Just a quick note, since I haven't finished rebuilding my system images yet (busy life), and I forgot to install opensm in the old one, I went to find out how those infiniband cards are doing in ethernet mode. Since it's DDRx4, they should provide 16Gbps infiniband or 10Gbps ethernet.

Poor man's iperf was made of 10000 MiB (~9.8GB) file on ramdisk, nc and "time" directive from bash.
Code:

# (--half-close is necessary for nc to exit after transfer)
# for i in {1..5}; do time nc --half-close 10.1.0.3 8080 < /tmp/test ; done
nc: using stream socket

real    0m11.160s
user    0m0.650s
sys     0m9.860s
nc: using stream socket

real    0m11.422s
user    0m0.790s
sys     0m10.510s
nc: using stream socket

real    0m11.260s
user    0m0.800s
sys     0m9.870s
nc: using stream socket

real    0m11.129s
user    0m0.660s
sys     0m9.960s
nc: unable to connect to address 10.1.0.3, service 8080

real    0m0.001s
user    0m0.000s
sys     0m0.000s

Which (excluding connection error - nc on the receiving end apparently didn't start in time) gives us 7Gbps (NET!) at one CPU core fully loaded (so the network itself probably is NOT a bottleneck in this case).
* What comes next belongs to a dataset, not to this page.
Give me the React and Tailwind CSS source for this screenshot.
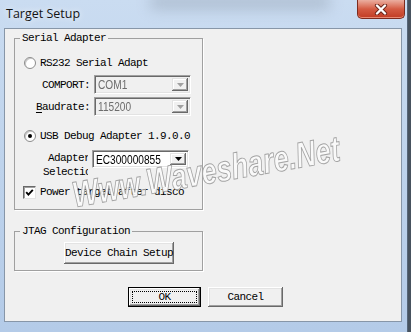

Gotta retry with multiple threads.
An attempt to use dd piped to nc for measurement resulted in transfer times over 60 seconds with 2 cores loaded around 70-80%. Pipes ain't good for performance.


Quote:
Also you'd need some strength to be able to bend the 12x cable to a tight turn.
If they are as stiff as those x4, and twice that thick on top of that, you could use them as snooker sticks. Lesson learnt: get optic fiber whenever possible.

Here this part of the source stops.